[Data listing]
<<<<

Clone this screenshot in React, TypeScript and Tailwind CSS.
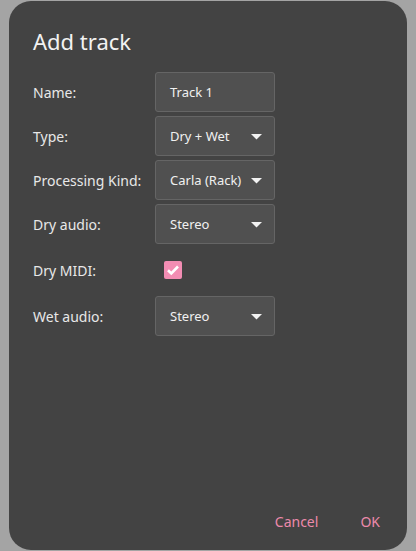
import React, { useState } from "react";

const font = { fontFamily: '"Noto Sans", "Open Sans", sans-serif' };

function Caret() {
  return (
    <svg width="11" height="6" viewBox="0 0 11 6" className="shrink-0">
      <path d="M0 0h11L5.5 5.5z" fill="#f2f2f2" />
    </svg>
  );
}

function Field({ children }: { children: React.ReactNode }) {
  return (
    <div className="flex h-[40px] w-[120px] items-center justify-between rounded-[3px] border border-[#656565] bg-[#505050] pl-[14px] pr-[12px] pt-[2px] text-[13px] text-[#f0f0f0]">
      {children}
    </div>
  );
}

function Row({ label, children, className = "" }: { label: string; children: React.ReactNode; className?: string }) {
  return (
    <div className={"flex items-center " + className}>
      <span className="w-[122px] text-[14px] text-[#e8e8e8]">{label}</span>
      {children}
    </div>
  );
}

export default function App() {
  const [midi, setMidi] = useState(true);
  return (
    <div className="h-[551px] w-[416px] overflow-hidden bg-[#a4a4a4] pl-[9px] pt-[1px]" style={font}>
      <div className="flex h-[549px] w-[398px] flex-col rounded-[22px] bg-[#434343] px-[24px]">
        <h1 className="mt-[26px] text-[22px] leading-[28px] text-[#f2f2f2]">Add track</h1>
        <div className="mt-[17px] flex flex-col gap-[4px]">
          <Row label="Name:">
            <Field>Track 1</Field>
          </Row>
          <Row label="Type:">
            <Field>
              Dry + Wet <Caret />
            </Field>
          </Row>
          <Row label="Processing Kind:">
            <Field>
              Carla (Rack) <Caret />
            </Field>
          </Row>
          <Row label="Dry audio:">
            <Field>
              Stereo <Caret />
            </Field>
          </Row>
          <Row label="Dry MIDI:" className="h-[44px]">
            <button
              onClick={() => setMidi(!midi)}
              className="ml-[9px] flex h-[18px] w-[18px] items-center justify-center rounded-[2px] bg-[#f28db3]"
            >
              {midi && (
                <svg width="14" height="12" viewBox="0 0 14 12">
                  <path d="M2 6.2l3.3 3.2L12 2.5" fill="none" stroke="#fff" strokeWidth="2.6" />
                </svg>
              )}
            </button>
          </Row>
          <Row label="Wet audio:">
            <Field>
              Stereo <Caret />
            </Field>
          </Row>
        </div>
        <div className="mt-auto mb-[18px] flex justify-end gap-[42px] pr-[3px] text-[14px] text-[#ec8aab]">
          <button>Cancel</button>
          <button>OK</button>
        </div>
      </div>
    </div>
  );
}
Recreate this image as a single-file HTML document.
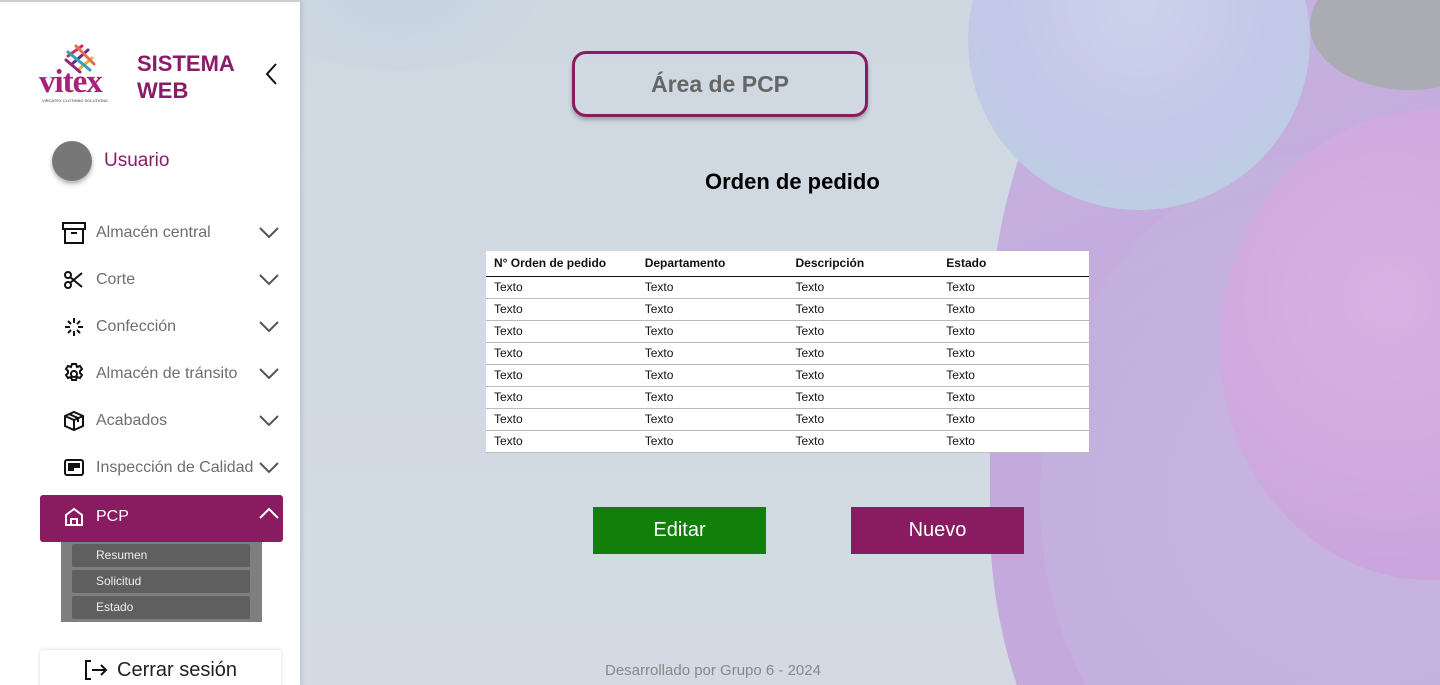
<!DOCTYPE html>
<html><head><meta charset="utf-8"><style>
*{margin:0;padding:0;box-sizing:border-box}
html,body{width:1440px;height:685px;overflow:hidden}
body{font-family:"Liberation Sans",sans-serif;position:relative;background:#d1d9e2}
.bg{position:absolute;left:300px;top:0;width:1140px;height:685px;overflow:hidden;background:linear-gradient(180deg,#cfd8e1 0%,#d3dae3 100%)}
.blob{position:absolute;border-radius:50%}
.side{position:absolute;left:0;top:0;width:300px;height:685px;overflow:hidden;background:#fff;border-top:2px solid #cfcfcf;box-shadow:2px 0 4px rgba(0,0,0,.1)}
.item{position:absolute;left:62px;font-size:16px;color:#6e6e6e;display:flex;align-items:center}
.item svg{margin-right:10px}
.chev{position:absolute;left:259px}
.sub{position:absolute;left:72px;width:178px;height:23px;background:#5f5f5f;color:#eee;font-size:12px;padding:4px 0 0 24px;border-radius:2px}
table{border-collapse:collapse;font-size:12px;color:#111}
td,th{height:22px;text-align:left;padding-left:8px;width:151px;font-weight:normal}
th{font-weight:bold;height:25px;border-bottom:1.5px solid #111}
td{border-bottom:1px solid #bbb}
.btn{position:absolute;top:507px;width:173px;height:47px;color:#fff;font-size:20px;text-align:center;line-height:47px}
</style></head><body>
<div class="bg">
 <div class="blob" style="left:690px;top:-200px;width:1100px;height:1200px;border-radius:45% 0 0 40%;background:linear-gradient(160deg,#c6b8e2 0%,#c4a9dc 40%,#c3aadd 100%)"></div>
 <div class="blob" style="left:740px;top:150px;width:600px;height:700px;background:radial-gradient(circle,#c7b8e0,#c3b0de);opacity:.7"></div>
 <div class="blob" style="left:668px;top:-130px;width:342px;height:340px;background:radial-gradient(circle at 50% 40%,#cdd2ec 0%,#c3c7e8 55%,#b8d3df 95%)"></div>
 <div class="blob" style="left:920px;top:110px;width:420px;height:470px;background:radial-gradient(circle at 40% 40%,#d9b1e3,#cba6de 70%)"></div>
 <div class="blob" style="left:1010px;top:-40px;width:200px;height:130px;background:#ababb3"></div>
 <div class="blob" style="left:-100px;top:-200px;width:400px;height:270px;background:radial-gradient(circle,#b8cde0,#cfd8e1 70%);opacity:.6"></div>
</div>
<div class="side">
 <svg style="position:absolute;left:62px;top:40px" width="36" height="34" viewBox="0 0 36 34">
  <g stroke-width="3" stroke-linecap="round"><line x1="6" y1="14" x2="20" y2="4" stroke="#d4296e"/><line x1="10" y1="22" x2="26" y2="8" stroke="#6d2b8f"/><line x1="16" y1="28" x2="30" y2="16" stroke="#e8b03c"/><line x1="6" y1="10" x2="28" y2="28" stroke="#2aa6b8"/><line x1="14" y1="4" x2="32" y2="22" stroke="#e56c4c"/><line x1="4" y1="18" x2="18" y2="30" stroke="#8e2d7d"/></g>
 </svg>
 <div style="position:absolute;left:39px;top:62px;font-family:'Liberation Serif',serif;font-weight:bold;font-size:33px;color:#a8217a;letter-spacing:-1px">vitex</div>
 <div style="position:absolute;left:42px;top:96px;font-size:4px;color:#333">VIRCATEX CLOTHING SOLUTIONS</div>
 <div style="position:absolute;left:137px;top:48px;font-weight:bold;font-size:22px;line-height:27px;color:#8a1c66">SISTEMA<br>WEB</div>
 <svg style="position:absolute;left:264px;top:60px" width="14" height="24"><path d="M12 2 L3 12 L12 22" fill="none" stroke="#111" stroke-width="2"/></svg>
 <div style="position:absolute;left:52px;top:139px;width:40px;height:40px;border-radius:50%;background:#777;box-shadow:0 3px 5px rgba(0,0,0,.3)"></div>
 <div style="position:absolute;left:104px;top:148px;font-size:19px;color:#8a1c66">Usuario</div>

 <div class="item" style="top:220px"><svg width="24" height="22" viewBox="0 0 24 22" fill="none" stroke="#111" stroke-width="2"><rect x="1" y="1" width="22" height="6"/><rect x="3" y="7" width="18" height="14"/><line x1="9" y1="11" x2="15" y2="11"/></svg>Almacén central</div>
 <div class="item" style="top:267px"><svg width="24" height="22" viewBox="0 0 24 22" fill="none" stroke="#111" stroke-width="2"><circle cx="6" cy="6" r="3"/><circle cx="6" cy="16" r="3"/><path d="M8 8 L20 18 M8 14 L20 4"/></svg>Corte</div>
 <div class="item" style="top:314px"><svg width="24" height="22" viewBox="0 0 24 22" stroke="#111" stroke-width="2"><path d="M12 2v5M12 15v5M3 11h5M16 11h5M6 5l3 3M15 14l3 3M6 17l3-3M15 8l3-3"/></svg>Confección</div>
 <div class="item" style="top:361px"><svg width="24" height="22" viewBox="0 0 24 22" fill="none" stroke="#111" stroke-width="2"><circle cx="12" cy="11" r="3"/><path d="M10 1h4l1 3 3-1 2 3-2 2 0 2 2 2-2 3-3-1-1 3h-4l-1-3-3 1-2-3 2-2 0-2-2-2 2-3 3 1z"/></svg>Almacén de tránsito</div>
 <div class="item" style="top:408px"><svg width="24" height="22" viewBox="0 0 24 22" fill="none" stroke="#111" stroke-width="2"><path d="M3 6l9-4 9 4v10l-9 4-9-4z M3 6l9 4 9-4 M12 10v10 M7 4l9 4v4"/></svg>Acabados</div>
 <div class="item" style="top:455px"><svg width="24" height="22" viewBox="0 0 24 22" fill="none" stroke="#111" stroke-width="2"><rect x="3" y="3" width="18" height="15" rx="2"/><rect x="7" y="7" width="4" height="6" fill="#111"/><rect x="13" y="7" width="4" height="3" fill="#111"/></svg>Inspección de Calidad</div>
 <svg class="chev" style="top:225px" width="20" height="12"><path d="M1 1l9 9 9-9" fill="none" stroke="#555" stroke-width="2"/></svg>
 <svg class="chev" style="top:272px" width="20" height="12"><path d="M1 1l9 9 9-9" fill="none" stroke="#555" stroke-width="2"/></svg>
 <svg class="chev" style="top:319px" width="20" height="12"><path d="M1 1l9 9 9-9" fill="none" stroke="#555" stroke-width="2"/></svg>
 <svg class="chev" style="top:366px" width="20" height="12"><path d="M1 1l9 9 9-9" fill="none" stroke="#555" stroke-width="2"/></svg>
 <svg class="chev" style="top:413px" width="20" height="12"><path d="M1 1l9 9 9-9" fill="none" stroke="#555" stroke-width="2"/></svg>
 <svg class="chev" style="top:460px" width="20" height="12"><path d="M1 1l9 9 9-9" fill="none" stroke="#555" stroke-width="2"/></svg>

 <div style="position:absolute;left:40px;top:493px;width:243px;height:47px;background:#891c60;border-radius:3px"></div>
 <div class="item" style="top:504px;color:#fff"><svg width="24" height="22" viewBox="0 0 24 22" fill="none" stroke="#fff" stroke-width="2"><path d="M4 9l8-6 8 6v10H4z"/><path d="M9 19v-6h6v6"/></svg>PCP</div>
 <svg style="position:absolute;left:259px;top:505px" width="20" height="12"><path d="M1 11l9-9 9 9" fill="none" stroke="#fff" stroke-width="2"/></svg>
 <div style="position:absolute;left:61px;top:540px;width:201px;height:80px;background:#7f7f7f"></div>
 <div class="sub" style="top:542px">Resumen</div>
 <div class="sub" style="top:568px">Solicitud</div>
 <div class="sub" style="top:594px">Estado</div>
 <div style="position:absolute;left:40px;top:648px;width:241px;height:45px;background:#fff;box-shadow:0 0 4px rgba(0,0,0,.15);border-radius:3px"></div>
 <svg style="position:absolute;left:84px;top:658px" width="24" height="20" viewBox="0 0 24 20" fill="none" stroke="#111" stroke-width="2"><path d="M7 1H2v18h5M8 10h14M17 5l5 5-5 5"/></svg>
 <div style="position:absolute;left:117px;top:657px;font-size:20px;color:#222">Cerrar sesión</div>
</div>

<div style="position:absolute;left:572px;top:51px;width:296px;height:66px;border:3px solid #891c60;border-radius:14px;box-shadow:0 3px 4px rgba(0,0,0,.25);text-align:center;line-height:60px;font-weight:bold;font-size:23px;color:#666">Área de PCP</div>
<div style="position:absolute;left:705px;top:169px;font-weight:bold;font-size:22px;color:#000">Orden de pedido</div>
<table style="position:absolute;left:486px;top:251px;width:603px;background:#fff">
<tr><th>N° Orden de pedido</th><th>Departamento</th><th>Descripción</th><th>Estado</th></tr>
<tr><td>Texto</td><td>Texto</td><td>Texto</td><td>Texto</td></tr>
<tr><td>Texto</td><td>Texto</td><td>Texto</td><td>Texto</td></tr>
<tr><td>Texto</td><td>Texto</td><td>Texto</td><td>Texto</td></tr>
<tr><td>Texto</td><td>Texto</td><td>Texto</td><td>Texto</td></tr>
<tr><td>Texto</td><td>Texto</td><td>Texto</td><td>Texto</td></tr>
<tr><td>Texto</td><td>Texto</td><td>Texto</td><td>Texto</td></tr>
<tr><td>Texto</td><td>Texto</td><td>Texto</td><td>Texto</td></tr>
<tr><td>Texto</td><td>Texto</td><td>Texto</td><td>Texto</td></tr>
</table>
<div class="btn" style="left:593px;background:#137f0b">Editar</div>
<div class="btn" style="left:851px;background:#891c60">Nuevo</div>
<div style="position:absolute;left:605px;top:662px;font-size:15px;color:#888">Desarrollado por Grupo 6 - 2024</div>
</body></html>
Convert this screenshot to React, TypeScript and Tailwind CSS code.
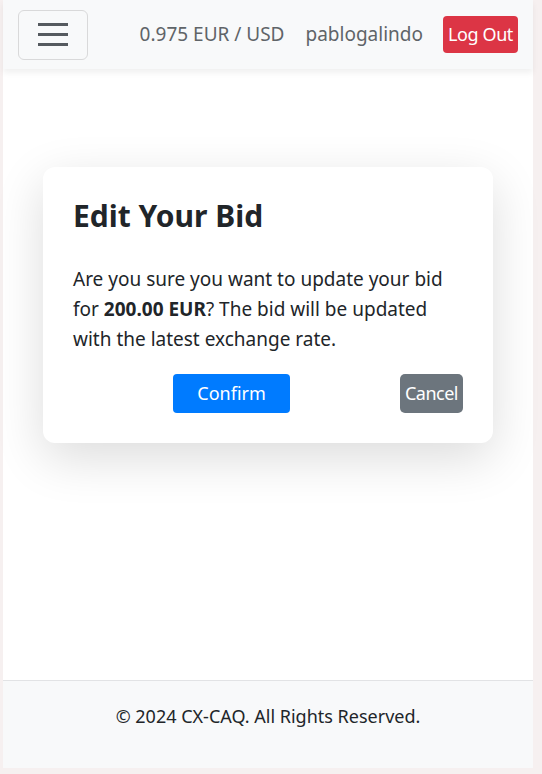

>>>>

DIRECTIONS: In the records above, collect each line with "TypeScript".

FINAL ANSWER:
Clone this screenshot in React, TypeScript and Tailwind CSS.
Convert this screenshot to React, TypeScript and Tailwind CSS code.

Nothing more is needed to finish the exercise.